An exciting Mexican thriller based on a real-life robbery.”

Reviewed by Dennis Schwartz

An exciting Mexican thriller based on a real-life robbery, which seems similar in plot to the heist by teenagers in American Animals. Mexican filmmaker Alonso Ruiz Palacios (“Güeros”) directs and co-writes the offbeat amateur caper with Manuel Alcalá.

It’s set in 1985 and tells about two middle-class loser college students, the mamma’s boy veterinary student Juan (Garcia Bernal) and his loyal college classmate and partner in crime, the some time narrator, Benjamin Wilson (Leonardo Ortizgris). They rob an unprotected archeological museum in Mexico City of an invaluable collection of 140 Mayan and Mesoamerican antiques, when its closed for renovations during the holidays. On Christmas Eve, Juan leaves his family holiday party early, in Satellite City, and bullies his passive pal Wilson to join him to pull off the heist at the new National Museum of Anthropology in Mexico City. After the suspenseful heist is successful, not even an alarm is in the place that is holding such priceless art, Juan hides the loot in his bedroom closet.

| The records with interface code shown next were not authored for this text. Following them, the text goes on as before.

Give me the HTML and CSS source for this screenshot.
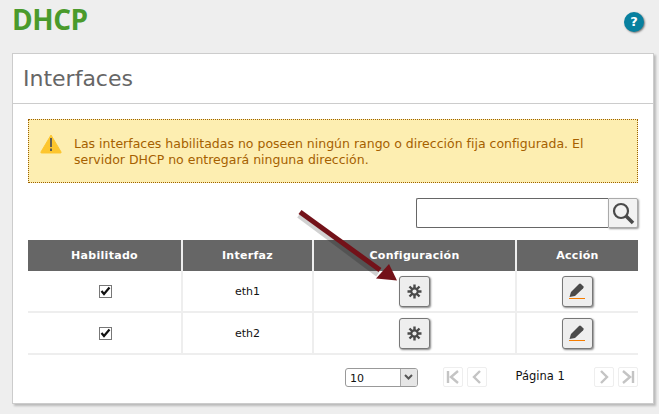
FILE: index.html
```html
<!DOCTYPE html>
<html lang="es">
<head>
<meta charset="utf-8">
<title>DHCP</title>
<link rel="stylesheet" href="styles.css">
</head>
<body>
<header class="top">
  <h1 class="title">DHCP</h1>
  <span class="help">?</span>
</header>
<section class="panel">
  <h2 class="panel-title">Interfaces</h2>
  <div class="panel-body">
    <div class="alert">
      <svg class="alert-icon" width="22" height="20" viewBox="0 0 24 20" preserveAspectRatio="none"><path d="M12 1 L23 18 Q23.500 19 22 19 L2 19 Q.5 19 1 18 Z" fill="#fdc62e" stroke="#fdc62e" stroke-linejoin="round"/><rect x="11" y="4" width="2" height="9" fill="#555"/><rect x="11" y="14.500" width="2" height="2.500" fill="#555"/></svg>
      <p class="alert-text">Las interfaces habilitadas no poseen ningún rango o dirección fija configurada. El servidor DHCP no entregará ninguna dirección.</p>
    </div>
    <div class="search">
      <input class="search-input" type="text" aria-label="Buscar">
      <button class="search-btn" aria-label="Buscar"><svg width="24" height="24" viewBox="0 0 24 24"><circle cx="10" cy="10" r="7" fill="none" stroke="#4a4a4a" stroke-width="2.200"/><path d="M15 15 L22 22" stroke="#4a4a4a" stroke-width="3.500"/></svg></button>
    </div>
    <table class="grid">
      <thead>
        <tr><th class="c1">Habilitado</th><th class="c2">Interfaz</th><th class="c3">Configuración</th><th class="c4">Acción</th></tr>
      </thead>
      <tbody>
        <tr>
          <td><span class="check"><svg width="11" height="10" viewBox="0 0 11 10"><path d="M1.500 5 L4 8 L9.500 1.500" fill="none" stroke="#111" stroke-width="2.200"/></svg></span></td>
          <td>eth1</td>
          <td><button class="icon-btn"><svg width="15" height="15" viewBox="0 0 15 15"><g stroke="#4a4a4a" stroke-width="2.400"><path d="M7.500 .5 V14.500 M.5 7.500 H14.500 M2.500 2.500 L12.500 12.500 M12.500 2.500 L2.500 12.500"/></g><circle cx="7.500" cy="7.500" r="4.200" fill="#4a4a4a"/><circle cx="7.500" cy="7.500" r="2.100" fill="#eee"/></svg></button></td>
          <td><button class="icon-btn"><svg width="17" height="17" viewBox="0 0 17 17"><path d="M0.500 14 L2 9 L10 1 Q11 0 12 1 L14.500 3.500 Q15 4.500 14 5.500 L6 13 Z" fill="#4a4a4a"/><path d="M0 15.500 H16" stroke="#f57c00" stroke-width="1"/></svg></button></td>
        </tr>
        <tr>
          <td><span class="check"><svg width="11" height="10" viewBox="0 0 11 10"><path d="M1.500 5 L4 8 L9.500 1.500" fill="none" stroke="#111" stroke-width="2.200"/></svg></span></td>
          <td>eth2</td>
          <td><button class="icon-btn"><svg width="15" height="15" viewBox="0 0 15 15"><g stroke="#4a4a4a" stroke-width="2.400"><path d="M7.500 .5 V14.500 M.5 7.500 H14.500 M2.500 2.500 L12.500 12.500 M12.500 2.500 L2.500 12.500"/></g><circle cx="7.500" cy="7.500" r="4.200" fill="#4a4a4a"/><circle cx="7.500" cy="7.500" r="2.100" fill="#eee"/></svg></button></td>
          <td><button class="icon-btn"><svg width="17" height="17" viewBox="0 0 17 17"><path d="M0.500 14 L2 9 L10 1 Q11 0 12 1 L14.500 3.500 Q15 4.500 14 5.500 L6 13 Z" fill="#4a4a4a"/><path d="M0 15.500 H16" stroke="#f57c00" stroke-width="1"/></svg></button></td>
        </tr>
      </tbody>
    </table>
    <div class="pager">
      <div class="select"><span class="select-value">10</span><span class="select-arrow"><svg width="9" height="6" viewBox="0 0 9 6"><path d="M1 1 L4.500 4.500 L8 1" fill="none" stroke="#555" stroke-width="2"/></svg></span></div>
      <div class="nav nav-left">
        <span class="nav-btn"><svg width="14" height="14" viewBox="0 0 14 14"><path d="M2 1 V13 M12 1 L5 7 L12 13" fill="none" stroke="#c4c4c4" stroke-width="2.400"/></svg></span>
        <span class="nav-btn"><svg width="14" height="14" viewBox="0 0 14 14"><path d="M10 1 L4 7 L10 13" fill="none" stroke="#c4c4c4" stroke-width="2.400"/></svg></span>
      </div>
      <span class="page-label">Página 1</span>
      <div class="nav">
        <span class="nav-btn"><svg width="14" height="14" viewBox="0 0 14 14"><path d="M4 1 L10 7 L4 13" fill="none" stroke="#c4c4c4" stroke-width="2.400"/></svg></span>
        <span class="nav-btn"><svg width="14" height="14" viewBox="0 0 14 14"><path d="M12 1 V13 M2 1 L9 7 L2 13" fill="none" stroke="#c4c4c4" stroke-width="2.400"/></svg></span>
      </div>
    </div>
  </div>
</section>
<svg class="arrow" width="110" height="90" viewBox="0 0 110 90">
  <path d="M-1 5 L78 64" stroke="#000" stroke-opacity=".18" stroke-width="6"/>
  <path d="M0 2 L80 60" stroke="#731219" stroke-width="5"/>
  <path d="M97 70.500 L76 68.500 L89 54 Z" fill="#731219"/>
</svg>
</body>
</html>
```
FILE: styles.css
```css
* { box-sizing: border-box; }
html, body { margin: 0; height: 414px; overflow: hidden; }
body { background: #eee; font-family: "DejaVu Sans", sans-serif; font-size: 11px; color: #111; position: relative; }
.top { height: 53px; display: flex; justify-content: space-between; padding: 0 15px 0 12px; }
.title { margin: 2px 0 0; font-size: 28px; line-height: 34px; font-weight: 700; color: #4a9a2c; font-family: "Open Sans", sans-serif; letter-spacing: -.5px; }
.help { margin-top: 12px; width: 20px; height: 20px; border-radius: 50%; background: #08809f; color: #fff; font-weight: 700; font-size: 13px; line-height: 20px; text-align: center; box-shadow: 1px 1px 2px #777; }
.panel { margin: 0 5px 0 12px; height: 351px; background: #fff; border: 1px solid #ccc; box-shadow: 2px 2px 2px #bbb; }
.panel-title { margin: 0; height: 50px; border-bottom: 1px solid #ccc; padding-left: 10px; font-weight: 400; font-size: 22px; line-height: 50px; color: #666; }
.panel-body { padding: 15px 15px 0; }
.alert { height: 64px; background: #fdeeb1; border: 1px dotted #9c6000; display: flex; align-items: flex-start; padding: 14px 10px 0 11px; gap: 12px; }
.alert-icon { flex: none; }
.alert-text { margin: 2px 0 0; color: #a56000; font-size: 12.5px; line-height: 16px; width: 535px; }
.search { display: flex; justify-content: flex-end; margin-top: 15px; }
.search-input { width: 192px; height: 30px; border: 1px solid #666; border-right: 0; border-radius: 2px 0 0 2px; background: #fff; padding: 0; }
.search-btn { width: 30px; height: 30px; padding: 0; border: 1px solid #aaa; border-radius: 0 2px 2px 0; background: #f2f2f2; box-shadow: 1px 1px 2px #999; display: flex; align-items: center; justify-content: center; }
.grid { margin-top: 12px; width: 610px; border-collapse: separate; border-spacing: 0; table-layout: fixed; }
.grid th { height: 31px; padding: 0; background: #666; color: #fff; font-size: 11px; font-weight: 700; letter-spacing: .3px; border-left: 2px solid #eee; }
.grid th:first-child, .grid td:first-child { border-left: 0; }
.grid td:first-child { padding-left: 2px; }
.c1 { width: 153px; }
.c2 { width: 131px; }
.c3 { width: 203px; }
.c4 { width: 123px; }
.grid td { height: 42px; padding: 0; text-align: center; border-left: 2px solid #eee; border-bottom: 2px solid #eee; font-size: 11px; vertical-align: middle; }
.check { display: inline-flex; width: 13px; height: 13px; border: 1px solid #777; align-items: center; justify-content: center; vertical-align: middle; background: #fff; }
.icon-btn { width: 31px; height: 31px; padding: 0; display: inline-flex; align-items: center; justify-content: center; vertical-align: middle; border: 1px solid #777; border-radius: 3px; background: #eee; box-shadow: 1px 1px 2px #888; }
.pager { display: flex; align-items: center; margin-top: 5px; padding-left: 317px; height: 34px; }
.select { width: 73px; height: 19px; border: 1px solid #999; border-radius: 3px; display: flex; justify-content: space-between; background: #fff; overflow: hidden; }
.select-value { padding-left: 4px; line-height: 19px; }
.select-arrow { width: 17px; background: #e6e6e6; border-left: 1px solid #aaa; display: flex; align-items: center; justify-content: center; }
.nav { display: flex; gap: 4px; }
.nav-left { margin-left: 25px; }
.nav-btn { width: 20px; height: 20px; border: 1px solid #eee; border-radius: 2px; display: flex; align-items: center; justify-content: center; }
.page-label { margin-left: 29px; width: 79px; margin-top: -3px; font-size: 11.5px; }
.arrow { position: absolute; left: 300px; top: 210px; overflow: visible; }
```
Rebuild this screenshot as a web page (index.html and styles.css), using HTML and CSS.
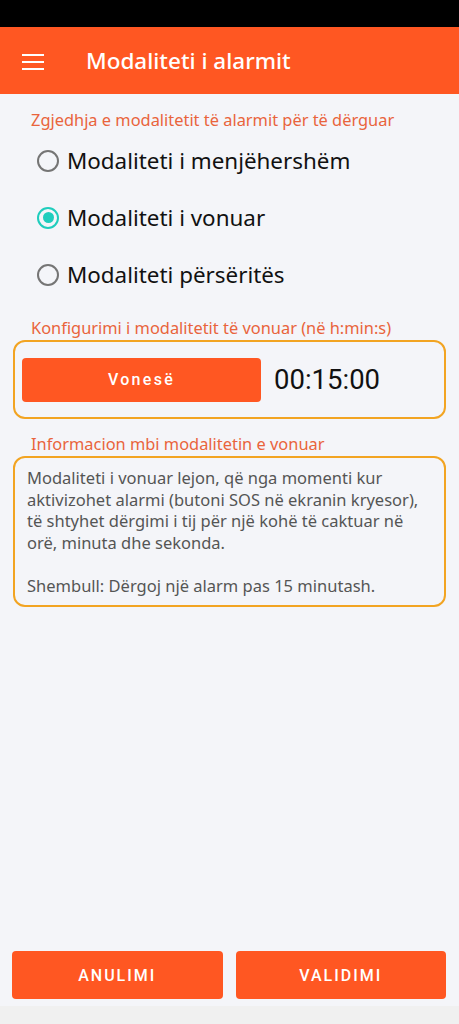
FILE: index.html
```html
<!DOCTYPE html>
<html lang="sq">
<head>
<meta charset="utf-8">
<link rel="stylesheet" href="styles.css">
</head>
<body>
<div class="screen">
  <div class="statusbar"></div>
  <header class="appbar">
    <svg class="menu" width="22" height="16" viewBox="0 0 22 16"><rect x="0" y="0" width="22" height="2" fill="#fff"/><rect x="0" y="7" width="22" height="2" fill="#fff"/><rect x="0" y="14" width="22" height="2" fill="#fff"/></svg>
    <h1 class="title">Modaliteti i alarmit</h1>
  </header>
  <main class="content">
    <div class="label first">Zgjedhja e modalitetit të alarmit për të dërguar</div>
    <div class="radios">
      <div class="radio"><span class="circle"></span><span class="rtext">Modaliteti i menjëhershëm</span></div>
      <div class="radio"><span class="circle on"></span><span class="rtext">Modaliteti i vonuar</span></div>
      <div class="radio"><span class="circle"></span><span class="rtext">Modaliteti përsëritës</span></div>
    </div>
    <div class="label">Konfigurimi i modalitetit të vonuar (në h:min:s)</div>
    <div class="box config">
      <div class="btn delay">Vonesë</div>
      <div class="time">00:15:00</div>
    </div>
    <div class="label">Informacion mbi modalitetin e vonuar</div>
    <div class="box info">
      <p>Modaliteti i vonuar lejon, që nga momenti kur aktivizohet alarmi (butoni SOS në ekranin kryesor), të shtyhet dërgimi i tij për një kohë të caktuar në orë, minuta dhe sekonda.</p>
      <p>Shembull: Dërgoj një alarm pas 15 minutash.</p>
    </div>
  </main>
  <footer class="actions">
    <div class="btn big">ANULIMI</div>
    <div class="btn big">VALIDIMI</div>
  </footer>
  <div class="navbar"></div>
</div>
</body>
</html>
```
FILE: styles.css
```css
* { box-sizing: border-box; }
html, body { margin: 0; padding: 0; }
body { font-family: "Noto Sans", Roboto, sans-serif; background: #f4f5f9; }
.screen { width: 459px; height: 1024px; display: flex; flex-direction: column; background: #f4f5f9; }
.statusbar { height: 27px; background: #000; flex: none; }
.appbar { height: 67px; background: #ff5722; display: flex; align-items: center; padding-left: 22px; flex: none; }
.menu { display: block; margin-top: 2px; }
.title { margin: 0 0 0 42px; color: #fff; font-size: 22.5px; font-weight: 500; line-height: 28px; }
.content { flex: 1; padding: 0 13px; display: flex; flex-direction: column; }
.label { color: #e9643c; font-size: 16.4px; padding-left: 18px; line-height: 20px; }
.label.first { margin-top: 16px; }
.radios { display: flex; flex-direction: column; margin-top: 2px; margin-bottom: 15px; }
.radio { height: 57px; display: flex; align-items: center; padding-left: 24px; }
.circle { width: 22px; height: 22px; border: 2px solid #757575; border-radius: 50%; flex: none; display: flex; align-items: center; justify-content: center; }
.circle.on { border-color: #1fcdbd; }
.circle.on::after { content: ""; width: 11px; height: 11px; border-radius: 50%; background: #1fcdbd; }
.rtext { margin-left: 8px; font-size: 22.4px; color: #111; line-height: 28px; }
.box { border: 2px solid #f2a422; border-radius: 12px; margin-top: 2px; }
.config { height: 79px; display: flex; align-items: center; padding-left: 7px; margin-bottom: 15px; }
.btn { background: #ff5722; color: #fff; display: flex; align-items: center; justify-content: center; border-radius: 4px; font-weight: 500; font-family: Roboto, sans-serif; }
.delay { width: 239px; height: 44px; font-size: 16px; letter-spacing: 2.3px; }
.time { margin-left: 13px; font-size: 27.5px; color: #111; font-family: Roboto, sans-serif; }
.info { height: 151px; padding: 9px 12px 0 12px; color: #555; font-size: 16.5px; line-height: 21.5px; }
.info p { margin: 0; }
.info p + p { margin-top: 21.5px; }
.actions { display: flex; gap: 13px; padding: 0 13px 7px 12px; flex: none; }
.big { flex: 1; height: 48px; font-size: 16px; letter-spacing: 2px; }
.navbar { height: 18px; background: #f0f0f0; flex: none; }
```
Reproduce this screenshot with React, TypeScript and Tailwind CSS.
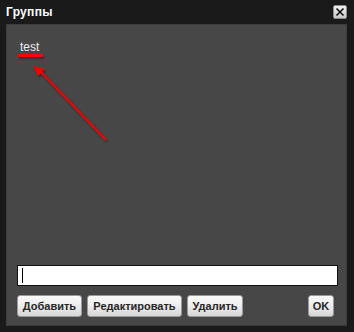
import React from "react"

const buttons = [
  { label: "Добавить", w: "w-[65px]" },
  { label: "Редактировать", w: "w-[95px]" },
  { label: "Удалить", w: "w-[56px]" },
]

function Btn({ label, className = "" }: { label: string; className?: string }) {
  return (
    <button
      className={
        "h-[22px] flex items-center justify-center rounded-[3px] border border-[#9a9a9a] bg-gradient-to-b from-[#fafafa] via-[#ececec] to-[#d6d6d6] text-[11px] font-bold text-[#262626] leading-none " +
        className
      }
    >
      {label}
    </button>
  )
}

export default function App() {
  return (
    <div
      className="w-[354px] h-[332px] bg-[#1a1a1a] flex flex-col select-none"
      style={{ fontFamily: '"Liberation Sans", Arial, sans-serif' }}
    >
      {/* title bar */}
      <div className="h-[24px] flex items-center justify-between pl-[6px] pr-[7px]">
        <span className="text-[12px] font-bold text-white tracking-[0.3px]">Группы</span>
        <div className="w-[14px] h-[14px] rounded-[2px] border border-[#8c8c8c] bg-gradient-to-b from-[#f0f0f0] to-[#c8c8c8] flex items-center justify-center">
          <svg width="10" height="10" viewBox="0 0 10 10">
            <path d="M1.5 1.5 L8.5 8.5 M8.5 1.5 L1.5 8.5" stroke="#111" strokeWidth="1.6" />
          </svg>
        </div>
      </div>

      {/* panel */}
      <div className="mx-[6px] w-[341px] h-[302px] bg-[#474747] border border-[#3c3c3c] flex flex-col pl-[10px] pr-[8px] pb-[8px]">
        <div className="relative flex-1 pt-[15px] pl-[3px]">
          <div className="text-[12px] text-[#eeeeee] leading-[14px]">test</div>
          {/* annotation */}
          <svg className="absolute left-0 top-0" width="110" height="130" viewBox="0 0 110 130">
            <defs>
              <filter id="sh" x="-20%" y="-20%" width="140%" height="140%">
                <feDropShadow dx="1" dy="1.5" stdDeviation="1" floodColor="#000" floodOpacity="0.45" />
              </filter>
            </defs>
            <g filter="url(#sh)">
              <rect x="1" y="29" width="25" height="3" fill="#ff0000" />
              <line x1="89" y1="115" x2="22" y2="45" stroke="#ee0000" strokeWidth="2" />
              <polygon points="16,41 28,44 21,51" fill="#ee0000" />
            </g>
          </svg>
        </div>

        <div className="h-[21px] bg-white border border-[#111] flex items-center pl-[4px]">
          <div className="w-[1px] h-[15px] bg-black" />
        </div>

        <div className="mt-[9px] flex gap-[5px]">
          {buttons.map((b) => (
            <Btn key={b.label} label={b.label} className={b.w} />
          ))}
          <Btn label="OK" className="w-[26px] ml-auto mr-[4px]" />
        </div>
      </div>
    </div>
  )
}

Next Juan steals daddy’s car and with his pal they head for the Mayan archeological site of Palenque in the Chiapas to fence their stolen art. But their tour guide contact Bosco (Bernardo Velasco) shuns them after reading about it in the newspapers and becoming wary of the country-wide search for the thieves. Next a meeting with a rich British collector (Simon Russell Beale) in Acapulco goes sour. This frustrates the goofy prankster Juan, who is riled up with anxiety and gets bounced from a seedy nightclub for fighting only to end up on the beach with porn star Sherezada Rios (Leticia Bredice). The film is better and more profound than I expected. Bernal’s performance is dazzling. As a kid he knew about the historical treasures stolen by his government from Indian natives and on an impulse steals them without having a good plan in place or really caring about the cultural thefts made by his country. He steals because the suburbanite is bored and has nothing else to do.

The playful film strays from the facts, which only enriches the comedy, charm and shock at how incompetent is the Mexican government, that even two amateurs, on a lark, could so easily pull off such a big-time heist during their watch. The film has more fire in its belly attacking the Mexican government for its mediocrity than the unstable Juan for his foolishness.